### AIM
Without the pictures, write out all the lines below exactly as they appear.

### DATASET EXCERPT
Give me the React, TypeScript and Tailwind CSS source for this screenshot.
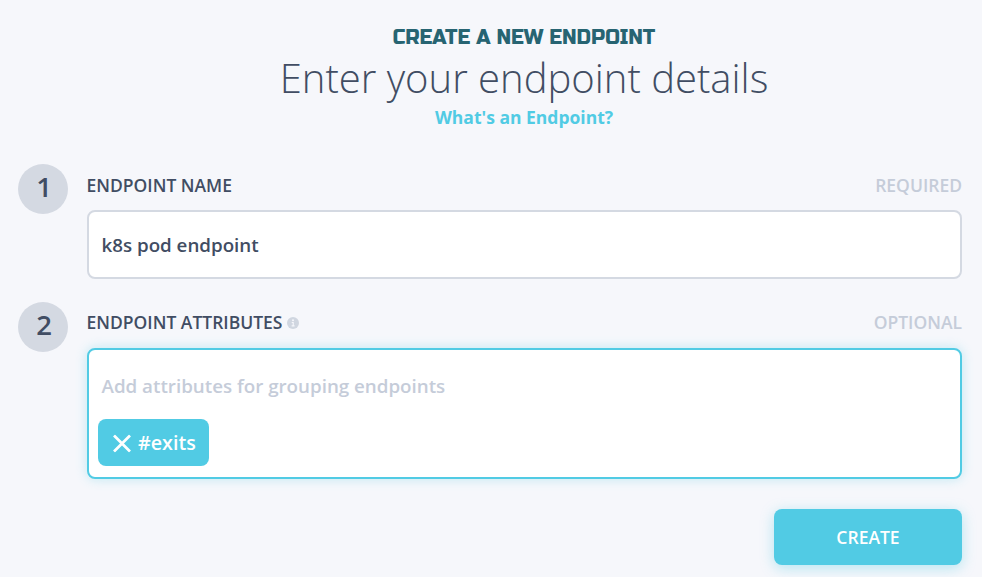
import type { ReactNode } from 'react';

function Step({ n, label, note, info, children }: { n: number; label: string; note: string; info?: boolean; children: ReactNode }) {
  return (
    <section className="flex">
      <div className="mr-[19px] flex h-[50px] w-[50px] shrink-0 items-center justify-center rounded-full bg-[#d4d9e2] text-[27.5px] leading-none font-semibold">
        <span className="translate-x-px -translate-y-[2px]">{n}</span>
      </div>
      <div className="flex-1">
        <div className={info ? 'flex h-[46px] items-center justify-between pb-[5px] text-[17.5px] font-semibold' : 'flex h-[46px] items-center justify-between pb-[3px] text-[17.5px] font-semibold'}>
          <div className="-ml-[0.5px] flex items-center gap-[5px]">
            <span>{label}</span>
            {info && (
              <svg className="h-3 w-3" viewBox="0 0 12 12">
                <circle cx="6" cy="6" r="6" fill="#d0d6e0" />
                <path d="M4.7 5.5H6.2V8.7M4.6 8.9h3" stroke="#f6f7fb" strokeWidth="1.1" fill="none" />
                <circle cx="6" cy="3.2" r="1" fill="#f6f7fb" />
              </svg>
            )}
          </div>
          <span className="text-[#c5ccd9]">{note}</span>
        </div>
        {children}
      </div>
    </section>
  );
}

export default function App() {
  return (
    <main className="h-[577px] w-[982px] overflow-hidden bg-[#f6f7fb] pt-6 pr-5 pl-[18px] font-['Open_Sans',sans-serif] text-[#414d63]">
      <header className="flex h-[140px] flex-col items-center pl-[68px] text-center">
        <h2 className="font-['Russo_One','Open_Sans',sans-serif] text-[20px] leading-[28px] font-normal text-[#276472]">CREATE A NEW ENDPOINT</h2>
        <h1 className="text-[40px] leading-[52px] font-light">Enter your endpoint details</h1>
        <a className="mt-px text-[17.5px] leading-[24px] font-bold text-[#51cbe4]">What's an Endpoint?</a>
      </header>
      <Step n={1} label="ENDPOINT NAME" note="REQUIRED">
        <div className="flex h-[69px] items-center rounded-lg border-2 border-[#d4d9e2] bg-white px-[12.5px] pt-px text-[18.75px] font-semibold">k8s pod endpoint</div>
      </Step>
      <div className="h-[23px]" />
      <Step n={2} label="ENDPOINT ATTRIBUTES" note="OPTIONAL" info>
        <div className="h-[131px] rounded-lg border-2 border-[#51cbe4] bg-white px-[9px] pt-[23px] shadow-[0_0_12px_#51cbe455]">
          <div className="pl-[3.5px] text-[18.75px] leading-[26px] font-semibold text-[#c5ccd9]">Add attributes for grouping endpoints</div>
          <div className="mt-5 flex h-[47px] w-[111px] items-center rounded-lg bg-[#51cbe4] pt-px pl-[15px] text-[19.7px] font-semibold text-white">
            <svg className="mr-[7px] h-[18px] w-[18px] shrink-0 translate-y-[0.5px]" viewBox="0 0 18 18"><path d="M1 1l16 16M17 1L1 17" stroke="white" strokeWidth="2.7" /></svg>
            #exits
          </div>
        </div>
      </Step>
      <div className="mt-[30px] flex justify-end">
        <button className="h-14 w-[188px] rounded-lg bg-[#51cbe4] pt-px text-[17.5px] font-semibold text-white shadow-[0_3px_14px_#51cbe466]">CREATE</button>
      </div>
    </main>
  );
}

### THE RESULT
Give me the React, TypeScript and Tailwind CSS source for this screenshot.
import type { ReactNode } from 'react';

function Step({ n, label, note, info, children }: { n: number; label: string; note: string; info?: boolean; children: ReactNode }) {
  return (
    <section className="flex">
      <div className="mr-[19px] flex h-[50px] w-[50px] shrink-0 items-center justify-center rounded-full bg-[#d4d9e2] text-[27.5px] leading-none font-semibold">
        <span className="translate-x-px -translate-y-[2px]">{n}</span>
      </div>
      <div className="flex-1">
        <div className={info ? 'flex h-[46px] items-center justify-between pb-[5px] text-[17.5px] font-semibold' : 'flex h-[46px] items-center justify-between pb-[3px] text-[17.5px] font-semibold'}>
          <div className="-ml-[0.5px] flex items-center gap-[5px]">
            <span>{label}</span>
            {info && (
              <svg className="h-3 w-3" viewBox="0 0 12 12">
                <circle cx="6" cy="6" r="6" fill="#d0d6e0" />
                <path d="M4.7 5.5H6.2V8.7M4.6 8.9h3" stroke="#f6f7fb" strokeWidth="1.1" fill="none" />
                <circle cx="6" cy="3.2" r="1" fill="#f6f7fb" />
              </svg>
            )}
          </div>
          <span className="text-[#c5ccd9]">{note}</span>
        </div>
        {children}
      </div>
    </section>
  );
}

export default function App() {
  return (
    <main className="h-[577px] w-[982px] overflow-hidden bg-[#f6f7fb] pt-6 pr-5 pl-[18px] font-['Open_Sans',sans-serif] text-[#414d63]">
      <header className="flex h-[140px] flex-col items-center pl-[68px] text-center">
        <h2 className="font-['Russo_One','Open_Sans',sans-serif] text-[20px] leading-[28px] font-normal text-[#276472]">CREATE A NEW ENDPOINT</h2>
        <h1 className="text-[40px] leading-[52px] font-light">Enter your endpoint details</h1>
        <a className="mt-px text-[17.5px] leading-[24px] font-bold text-[#51cbe4]">What's an Endpoint?</a>
      </header>
      <Step n={1} label="ENDPOINT NAME" note="REQUIRED">
        <div className="flex h-[69px] items-center rounded-lg border-2 border-[#d4d9e2] bg-white px-[12.5px] pt-px text-[18.75px] font-semibold">k8s pod endpoint</div>
      </Step>
      <div className="h-[23px]" />
      <Step n={2} label="ENDPOINT ATTRIBUTES" note="OPTIONAL" info>
        <div className="h-[131px] rounded-lg border-2 border-[#51cbe4] bg-white px-[9px] pt-[23px] shadow-[0_0_12px_#51cbe455]">
          <div className="pl-[3.5px] text-[18.75px] leading-[26px] font-semibold text-[#c5ccd9]">Add attributes for grouping endpoints</div>
          <div className="mt-5 flex h-[47px] w-[111px] items-center rounded-lg bg-[#51cbe4] pt-px pl-[15px] text-[19.7px] font-semibold text-white">
            <svg className="mr-[7px] h-[18px] w-[18px] shrink-0 translate-y-[0.5px]" viewBox="0 0 18 18"><path d="M1 1l16 16M17 1L1 17" stroke="white" strokeWidth="2.7" /></svg>
            #exits
          </div>
        </div>
      </Step>
      <div className="mt-[30px] flex justify-end">
        <button className="h-14 w-[188px] rounded-lg bg-[#51cbe4] pt-px text-[17.5px] font-semibold text-white shadow-[0_3px_14px_#51cbe466]">CREATE</button>
      </div>
    </main>
  );
}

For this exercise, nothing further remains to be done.